VOLVO 960 Estate
Generations Timeline, Specs and Pictures
Volvo introduced the 960 in 1990 as a replacement for the former 700 series in two body shapes: sedan and station wagon.
Four years later, the lineup received a facelift.
By the ’90s, Volvo was already known for its large station wagons as if they were built for IKEA, except that the Swedish station wagons were older than that furniture chain-store. Also, Volvo was known for its safe vehicles and, despite some imagination in the design department, were appreciated for their robust construction and reliability.
The 1994 model saw a change in the company’s design language. The 960 Estate (Station wagon) featured rounded edges and a new front fascia with slimmer headlights and a redesigned wrapped-around plastic bumper along with the facelift. On the sides, the carmaker couldn’t do too much about the door panels and windows. They still looked flat.
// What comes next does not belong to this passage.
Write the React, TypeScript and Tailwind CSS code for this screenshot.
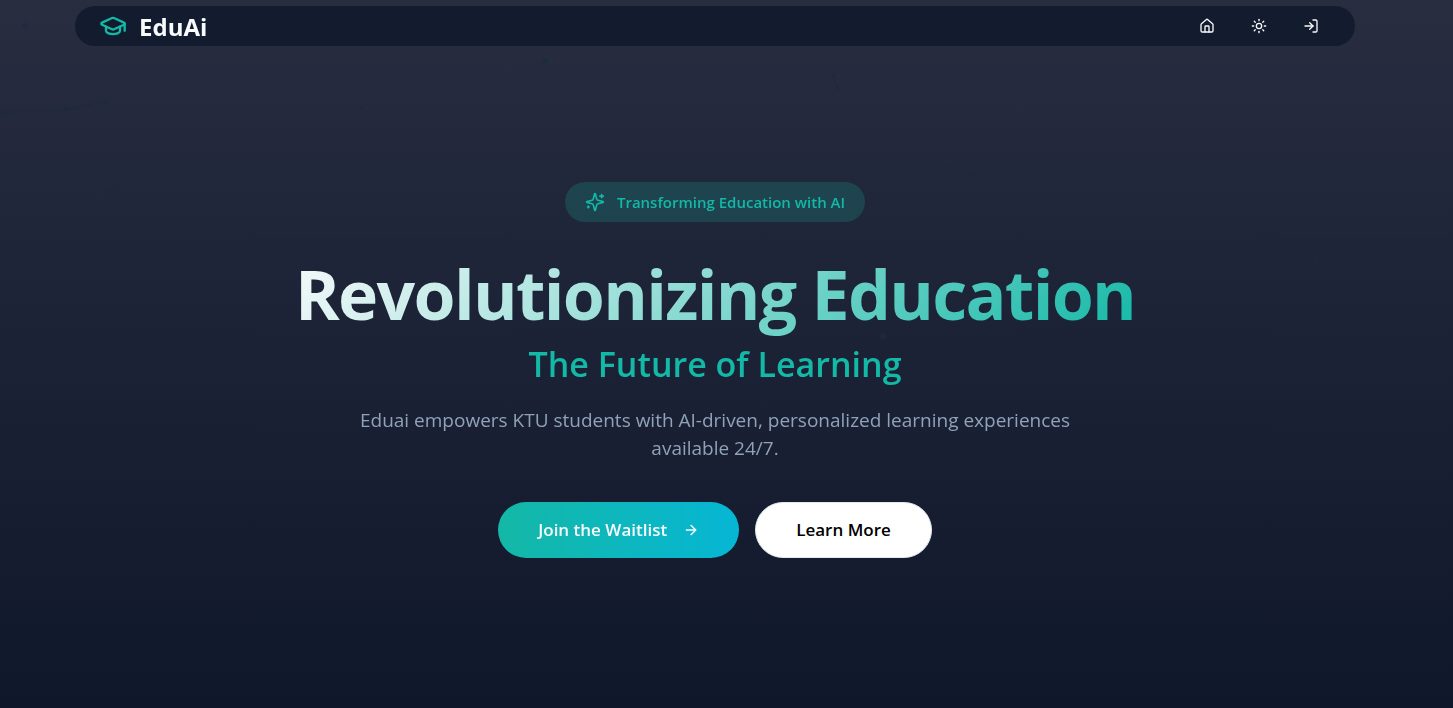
import { ArrowRight, GraduationCap, House, LogIn, Sun } from "lucide-react";

const particles = [
  { x: 25, y: 26, r: 3 },
  { x: 66, y: 110, r: 3 },
  { x: 106, y: 101, r: 3 },
  { x: 0, y: 113, r: 3 },
  { x: 102, y: 194, r: 2 },
  { x: 160, y: 167, r: 2 },
  { x: 361, y: 107, r: 2 },
  { x: 545, y: 61, r: 3 },
  { x: 833, y: 75, r: 2 },
  { x: 838, y: 89, r: 2 },
  { x: 883, y: 336, r: 3 },
  { x: 935, y: 162, r: 2 },
  { x: 1239, y: 223, r: 2 },
  { x: 1315, y: 259, r: 2 },
];

function Particles() {
  return (
    <svg className="pointer-events-none absolute inset-0 h-full w-full" aria-hidden="true">
      <g fill="#1c2c3d" opacity="0.8">
        {particles.map((p) => (
          <circle key={`${p.x}-${p.y}`} cx={p.x} cy={p.y} r={p.r} />
        ))}
      </g>
      <g stroke="#1c2c3d" fill="none" opacity="0.7">
        <path d="M0 113L66 110L106 101" />
        <path d="M833 75L838 89" />
        <path d="M102 194L160 167M935 162L975 176M1239 223L1315 259" opacity="0.4" />
      </g>
    </svg>
  );
}

function SparklesIcon() {
  return (
    <svg
      viewBox="0 0 24 24"
      className="size-5"
      fill="none"
      stroke="currentColor"
      strokeWidth="2"
      strokeLinecap="round"
      strokeLinejoin="round"
      aria-hidden="true"
    >
      <path d="M9.937 15.5A2 2 0 0 0 8.5 14.063l-6.135-1.582a.5.5 0 0 1 0-.962L8.5 9.936A2 2 0 0 0 9.937 8.5l1.582-6.135a.5.5 0 0 1 .963 0L14.063 8.5A2 2 0 0 0 15.5 9.937l6.135 1.581a.5.5 0 0 1 0 .964L15.5 14.063a2 2 0 0 0-1.437 1.437l-1.582 6.135a.5.5 0 0 1-.963 0z" />
      <path d="M20 3v4M22 5h-4M4 17v2M5 18H3" />
    </svg>
  );
}

function Header() {
  return (
    <header className="mx-auto flex h-10 w-full max-w-7xl items-center justify-between rounded-full bg-[#131c2e] px-6">
      <a href="#" className="flex items-center gap-3">
        <GraduationCap className="size-7 text-[#14b8a6]" />
        <span className="pt-px text-2xl leading-8 font-bold text-slate-50">EduAi</span>
      </a>
      <nav className="flex items-center gap-3 text-slate-50">
        <a href="#" aria-label="Home" className="flex h-9 w-10 items-center justify-center">
          <House className="size-4" />
        </a>
        <button type="button" aria-label="Toggle theme" className="flex h-9 w-10 items-center justify-center">
          <Sun className="size-4" />
        </button>
        <a href="#" aria-label="Log in" className="flex h-9 w-10 items-center justify-center">
          <LogIn className="size-4" />
        </a>
      </nav>
    </header>
  );
}

export default function App() {
  return (
    <div className="relative min-h-screen bg-linear-to-b/srgb from-[#282d40] to-[#0f172a] pt-[6px] pr-[23px] font-['Open_Sans','Noto_Sans',sans-serif]">
      <Particles />
      <div className="relative">
        <Header />
        <main className="mx-auto flex max-w-5xl flex-col items-center pt-34 text-center">
          <div className="flex h-10 items-center gap-3 rounded-full bg-[#14b8a6]/20 px-5 text-[#14b8a6]">
            <SparklesIcon />
            <span className="text-[15px] leading-6 font-semibold">Transforming Education with AI</span>
          </div>
          <h1 className="mt-6 flex flex-col items-center">
            <span className="bg-linear-135/srgb from-slate-50 to-[#14b8a6] bg-clip-text text-[68px] leading-24 font-bold tracking-tight text-transparent">
              Revolutionizing Education
            </span>
            <span className="text-[34px] leading-11 font-semibold text-[#14b8a6]">The Future of Learning</span>
          </h1>
          <p className="mt-5 max-w-3xl text-[19px] leading-7 text-slate-400">
            Eduai empowers KTU students with AI-driven, personalized learning experiences available 24/7.
          </p>
          <div className="mt-10 flex gap-4 text-[17px] font-semibold">
            <button
              type="button"
              className="flex h-14 items-center gap-4 rounded-full bg-linear-to-r/srgb from-[#14b8a6] to-[#06b6d4] px-10 text-slate-50"
            >
              Join the Waitlist
              <ArrowRight className="size-4" />
            </button>
            <button type="button" className="h-14 rounded-full border border-slate-200 bg-white px-10 text-black">
              Learn More
            </button>
          </div>
        </main>
      </div>
    </div>
  );
}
The 960 station wagon provided more headroom for the rear passengers, even though nobody complained about that in the sedan version. The owner could have expanded the trunk area by folding the rear seats. Thus, the trunk reached up to 75 cu-ft (2123 liters) from a standard 39.3 cu-ft (1112 liters) with all the seats up. Moreover, the loading length was six feet (1.82m).
Under the hood, Volvo installed the inline-six engines from the Sedan version. They were paired to a 5-speed manual or a 4-speed automatic.